Early in his career, Hughes was exposed to the powers of positive reinforcement from the likes of John Wooden, the just-retired basketball legend at U.C.L.A. who for six years took him to breakfast on Fridays before football games. He also worked alongside Stanford football coach John Ralston, a devotee of the Dale Carnegie system of positive thinking who brought sunshine to a moribund program, not to mention back-to-back Rose Bowl titles.
Later, getting his doctorate at the University of Michigan, he served as linebacker coach under the intense Bo Schembechler. “Bo’s style was one of loyalty, emotion, passion and hard work.” Hughes would see more of this as a defensive coach under Chuck Noll’s Pittsburgh Steelers teams.

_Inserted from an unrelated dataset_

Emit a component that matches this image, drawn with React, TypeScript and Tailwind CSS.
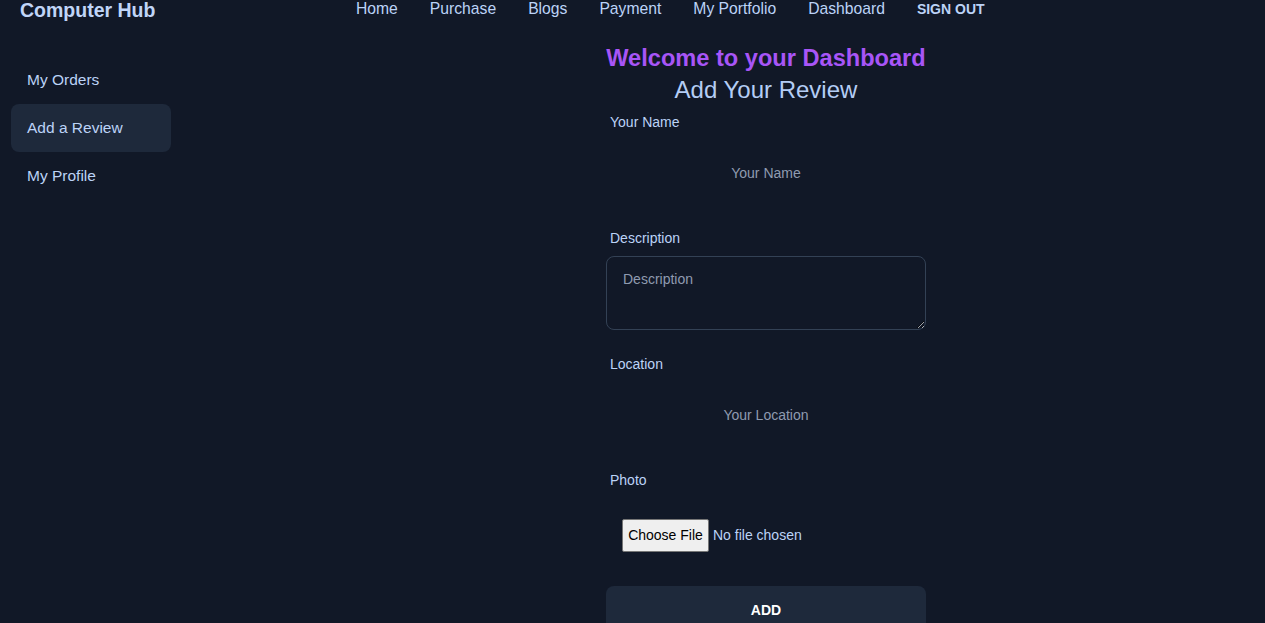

Being in the trenches in these situations let Hughes observe closely as the concept of sports psychology evolved. “At Michigan, we were addressing the preparation necessary for getting your mind fit and ready to play, even if that meant turning off the lights and visualizing yourself making a big play.” They were configuring practices that psychologists like Bob Rotella would later use to currycomb players’ psyches.
When Hughes made his transition to executive search 18 years ago, he knew what worked. “Clearly I’ve had to live on a path of being positive in different situations.
“The team we’ve developed here at Korn Ferry is the No. 1 sports-recruiting group in the world. And that’s a result of recruiting good people, having a vision for them, and caring about them.” Good executive choices are made when the decision makers involved are aligned, he maintains, to a common vision.
“That goes back to the optimism equation. I don’t think I’ve ever been intimidated in a situation. The way you’ve been trained really impacts your life’s journey. If you’ve been dealing with high-profile athletes and executives, it gives you the level of confidence that allows you to engage any kind of situation. As Rotella says, it’s about mental preparation.” —C.H.